The 42K points awarded when starting the Zen mode may be referring to 42 Entertainment who produced the ARG for Tron: Legacy.

== Reception ==
Pinball News in a very extensive review gave the game a rating of 81%, with detailed scores for seven elements:

- Layout 8.5/10. The upper flipper was welcomed, as was the good variety of shots in the game.
- Art 8.5/10. The artwork was highly praised noting the "visually striking Tron environment" is well suited for various aspects of a pinball machine. The integration of new elements on the playfield using the Tron style guide was also praised with strong use of the colours blue and yellow.
- Sounds & Music 9.5/10. All of the music was praised, with the original tracks blending well with those from Daft Punk summing it up as "one of the best games musically of recent times". Despite the actor call-outs being taken solely from the film, Michael Sheen was praised.
- Lights 7/10. While most of the playfield was adequately lit, there were a few more dimly lit areas; the lamps in the Tron video game cabinet were criticized, and recommended home owners to use a replacement.
- Dots (DMD display) 6.5/10. This was the most criticized aspect, noting that while some modes included plenty of images, too often the display was just plain text messages.

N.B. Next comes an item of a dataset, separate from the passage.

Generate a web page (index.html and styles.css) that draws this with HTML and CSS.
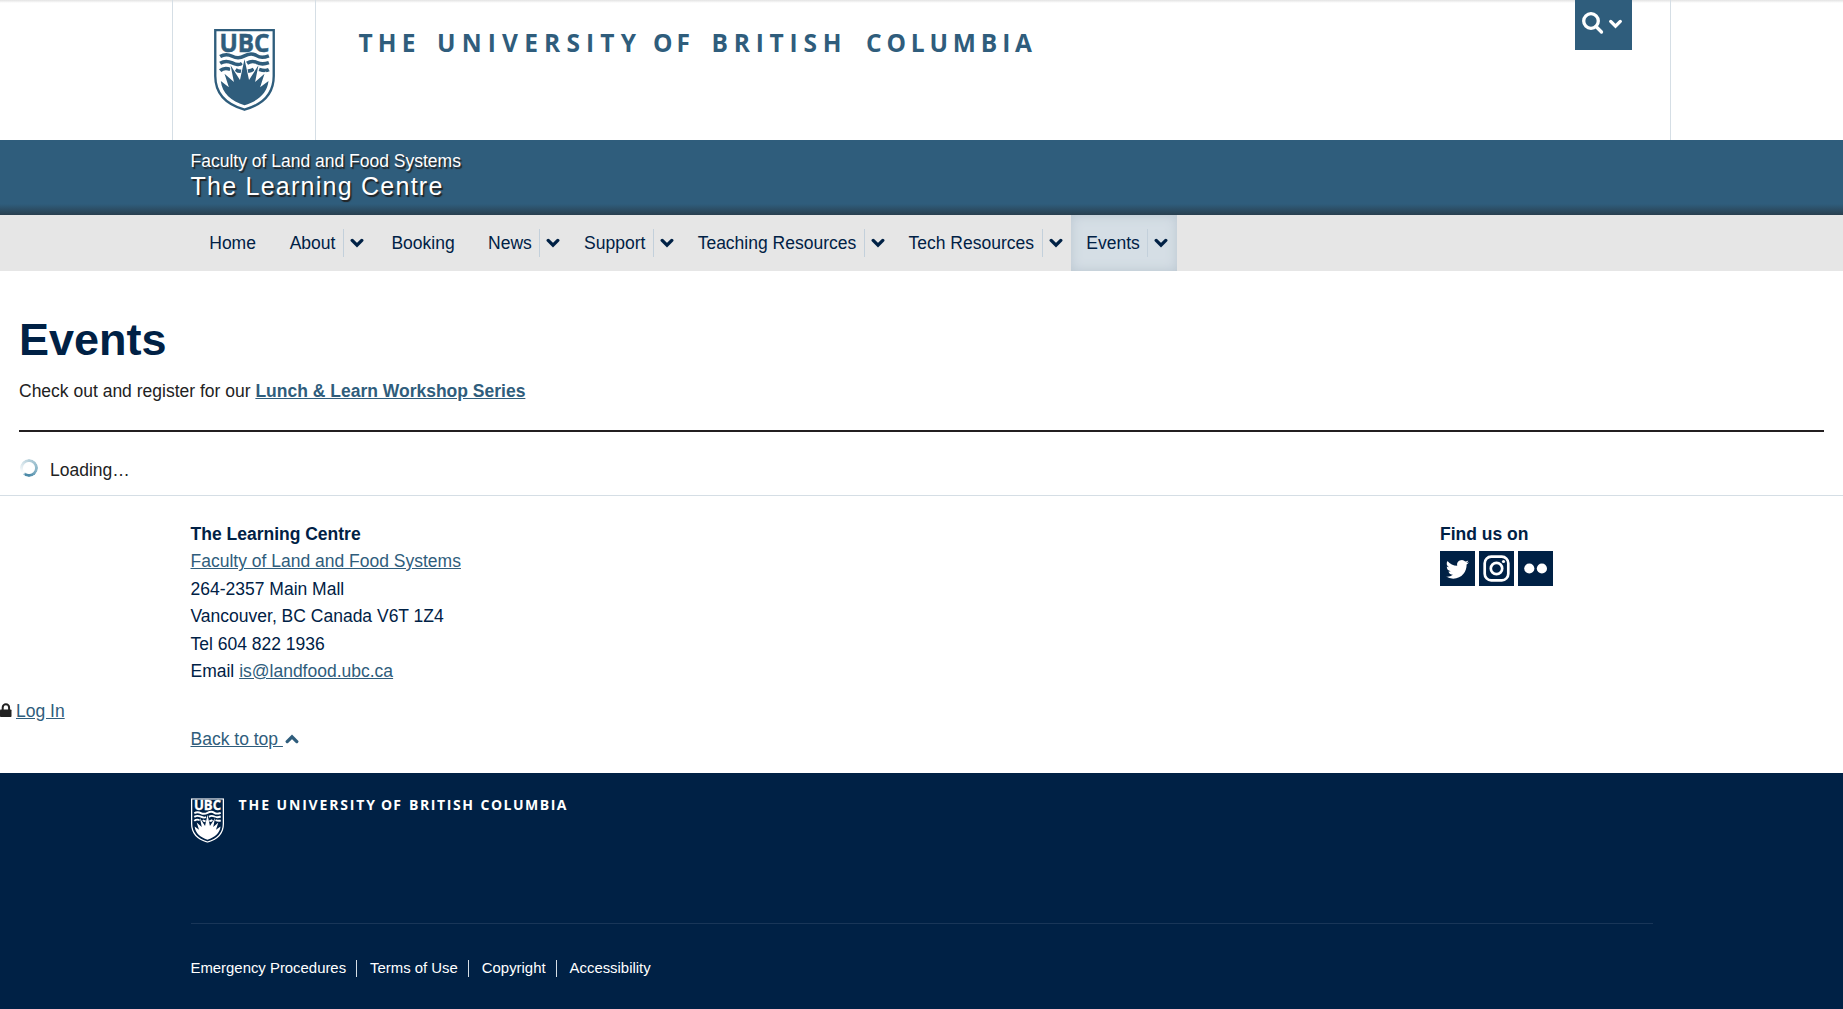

- Rules 7/10. The game was praised for being more accessible to players by having an additional way to reach the wizard mode with "Sea of simulation", and enjoyed that features can be stacked (played at the same time). There was slight criticism that in the version of the game code being used there was no information on the display about choice of skill shot, or for light cycle multiball; but hoped this would be rectified in a future update.
In the guide to the game for Kineticist, it was thought to be the best game Stern released in the late 2000s/early 2010s.